"Vanity of vanity," says the author of Ecclesiastes, "all is vanity!" Is everything really futile? Of course not. We generally enjoy our lives, we generally appreciate the opportunity to live on planet Earth for a season, we are usually grateful for the chance to experience the wonders of the universe.
And when we die, unless we believe in an afterlife, we, as an unbelieving friend of mine remarked to me the other day, are gone. We hope we are remembered, he said, for what will last, in his view, are relationships. Yet even relationships do not last indefinitely. Once our loved ones are gone, we are, too. It is almost as if we had never lived.
But we have. So what do we do? Do we draw a page from Albert Camus and embrace life's absurdity? Or do we follow Jean Paul Satre and conclude, as did he, in a world without God, life is meaningless--but we should live anyway?

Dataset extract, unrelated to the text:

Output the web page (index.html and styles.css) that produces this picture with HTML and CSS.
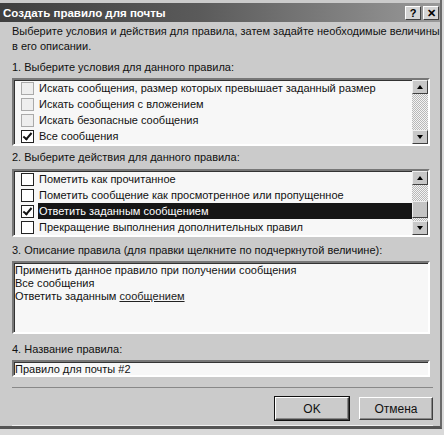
FILE: index.html
```html
<!DOCTYPE html>
<html lang="ru">
<head>
    <meta charset="UTF-8">
    <title>Создать правило для почты</title>
    <link rel="stylesheet" href="styles.css">
</head>
<body>

    <div class="window">
        <div class="titlebar">
            <div class="title">Создать правило для почты</div>
            <div class="title-buttons">
                <button class="tbtn">?</button>
                <button class="tbtn">&#x2715;</button>
            </div>
        </div>

        <div class="content">
            <p class="intro">Выберите условия и действия для правила, затем задайте необходимые величины<br>в его описании.</p>

            <div class="label">1. Выберите условия для данного правила:</div>
            <div class="listbox">
                <div class="rows">
                    <div class="row"><span class="check dim"></span>Искать сообщения, размер которых превышает заданный размер</div>
                    <div class="row"><span class="check dim"></span>Искать сообщения с вложением</div>
                    <div class="row"><span class="check dim"></span>Искать безопасные сообщения</div>
                    <div class="row"><span class="check checked"></span>Все сообщения</div>
                </div>
                <div class="scrollbar">
                    <div class="arrow up"></div>
                    <div class="track"></div>
                    <div class="arrow down"></div>
                </div>
            </div>

            <div class="label label-tight">2. Выберите действия для данного правила:</div>
            <div class="listbox">
                <div class="rows">
                    <div class="row"><span class="check"></span>Пометить как прочитанное</div>
                    <div class="row"><span class="check"></span>Пометить сообщение как просмотренное или пропущенное</div>
                    <div class="row"><span class="check checked"></span><span class="selected">Ответить заданным сообщением</span></div>
                    <div class="row"><span class="check"></span>Прекращение выполнения дополнительных правил</div>
                </div>
                <div class="scrollbar">
                    <div class="arrow up"></div>
                    <div class="track"><div class="thumb"></div></div>
                    <div class="arrow down"></div>
                </div>
            </div>

            <div class="label">3. Описание правила (для правки щелкните по подчеркнутой величине):</div>
            <div class="description">
                Применить данное правило при получении сообщения<br>
                Все сообщения<br>
                Ответить заданным <a href="#" class="link">сообщением</a>
            </div>

            <div class="label label-name">4. Название правила:</div>
            <input class="name-input" type="text" value="Правило для почты #2">
        </div>

        <div class="footer">
            <button class="btn btn-default">OK</button>
            <button class="btn">Отмена</button>
        </div>
    </div>

</body>
</html>
```

FILE: styles.css
```css
body {
    margin: 0;
    background-color: #d9d9d9;
    font-family: "Liberation Sans", Arial, sans-serif;
    font-size: 11px;
    color: #111;
}
.window {
    width: 442px;
    height: 429px;
    background-color: #cbcbcb;
    border-right: 2px solid #6a6a6a;
    border-bottom: 3px solid #555;
    box-sizing: border-box;
    display: flex;
    flex-direction: column;
    overflow: hidden;
}
.titlebar {
    margin-top: 3px;
    height: 19px;
    flex-shrink: 0;
    background: linear-gradient(90deg, #3f3f3f, #5a5a5a 45%, #999 100%);
    color: white;
    display: flex;
    justify-content: space-between;
    align-items: center;
    padding: 0 1px 0 3px;
}
.title {
    font-weight: bold;
    font-size: 11.5px;
}
.title-buttons {
    display: flex;
    gap: 2px;
}
.tbtn {
    width: 16px;
    height: 14px;
    padding: 0;
    font-family: "Liberation Sans", Arial, sans-serif;
    font-size: 11px;
    font-weight: bold;
    line-height: 12px;
    color: #000;
    background-color: #d4d4d4;
    border: 1px solid;
    border-color: #fff #404040 #404040 #fff;
}
.content {
    padding: 2px 10px 0 12px;
}
.intro {
    margin: 0;
    line-height: 15px;
    white-space: nowrap;
}
.label {
    line-height: 15px;
    margin-top: 6px;
    margin-bottom: 3px;
    white-space: nowrap;
}
.label-tight {
    margin-top: 4px;
    margin-bottom: 4px;
}
.label-name {
    margin-top: 8px;
    margin-bottom: 3px;
}
.listbox {
    display: flex;
    height: 68px;
    box-sizing: border-box;
    background-color: #f7f7f7;
    border: 2px solid;
    border-color: #777 #fff #fff #777;
    box-shadow: inset 1px 1px 0 #333;
}
.rows {
    flex: 1;
}
.row {
    display: flex;
    align-items: center;
    height: 16px;
    padding-left: 7px;
    white-space: nowrap;
}
.check {
    width: 11px;
    height: 11px;
    border: 1px solid #222;
    background-color: #fff;
    margin-right: 5px;
    flex-shrink: 0;
    position: relative;
}
.check.dim {
    border-color: #aaa;
    background-color: #eee;
}
.check.checked::after {
    content: "";
    position: absolute;
    left: 3px;
    top: 0;
    width: 3px;
    height: 7px;
    border: solid #111;
    border-width: 0 2px 2px 0;
    transform: rotate(40deg);
}
.selected {
    flex: 1;
    align-self: stretch;
    display: flex;
    align-items: center;
    background-color: #161616;
    color: #fff;
    margin-left: -1px;
    padding-left: 1px;
}
.scrollbar {
    width: 16px;
    display: flex;
    flex-direction: column;
}
.arrow {
    height: 14px;
    background-color: #c8c8c8;
    border: 1px solid;
    border-color: #eee #404040 #404040 #eee;
    box-sizing: border-box;
    position: relative;
}
.arrow::after {
    content: "";
    position: absolute;
    left: 4px;
    top: 4px;
    border-left: 3px solid transparent;
    border-right: 3px solid transparent;
}
.arrow.up::after {
    border-bottom: 4px solid #000;
}
.arrow.down::after {
    border-top: 4px solid #000;
}
.track {
    flex: 1;
    background: repeating-conic-gradient(#f4f4f4 0 25%, #b8b8b8 0 50%) 0 0 / 2px 2px;
    display: flex;
    flex-direction: column;
    justify-content: flex-end;
}
.thumb {
    height: 15px;
    margin-bottom: 3px;
    background-color: #c4c4c4;
    border: 1px solid;
    border-color: #eee #404040 #404040 #eee;
}
.description {
    height: 73px;
    box-sizing: border-box;
    background-color: #f7f7f7;
    border: 2px solid;
    border-color: #777 #fff #fff #777;
    box-shadow: inset 1px 1px 0 #333;
    line-height: 13px;
    padding: 1px 1px;
}
.link {
    color: #222;
}
.name-input {
    display: block;
    width: 100%;
    height: 17px;
    box-sizing: border-box;
    margin: 0;
    padding: 0 1px;
    font-family: "Liberation Sans", Arial, sans-serif;
    font-size: 11px;
    color: #111;
    background-color: #f7f7f7;
    border: 2px solid;
    border-color: #777 #fff #fff #777;
    box-shadow: inset 1px 1px 0 #333;
    outline: none;
}
.footer {
    margin: 10px 7px 0 12px;
    border-top: 1px solid #888;
    box-shadow: 0 1px 0 #f0f0f0;
    padding: 9px 0 5px 0;
    display: flex;
    justify-content: flex-end;
    gap: 10px;
}
.btn {
    width: 74px;
    height: 23px;
    font-family: "Liberation Sans", Arial, sans-serif;
    font-size: 12px;
    color: #111;
    background-color: #cbcbcb;
    border: 1px solid;
    border-color: #fff #404040 #404040 #fff;
    box-shadow: inset -1px -1px 0 #888;
}
.btn-default {
    outline: 1px solid #111;
}
```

Whatever we do, we will wrestle with our finitude. We will struggle with the certainty of our demise. We will squirm about our human fate.
It's almost too easy, too facile to say that there is an afterlife and that we will experience another life after this one. Outside of accepting the fact of Jesus' resurrection, how do we know?
Yet maybe, just maybe that is the point. Though we cannot will our lives to be meaningful if life is futile and absurd, we can appreciate the insight of Sartre who, although he was a life long atheist, realized that apart from the presence of divinity, ultimately very little about existence will seem real.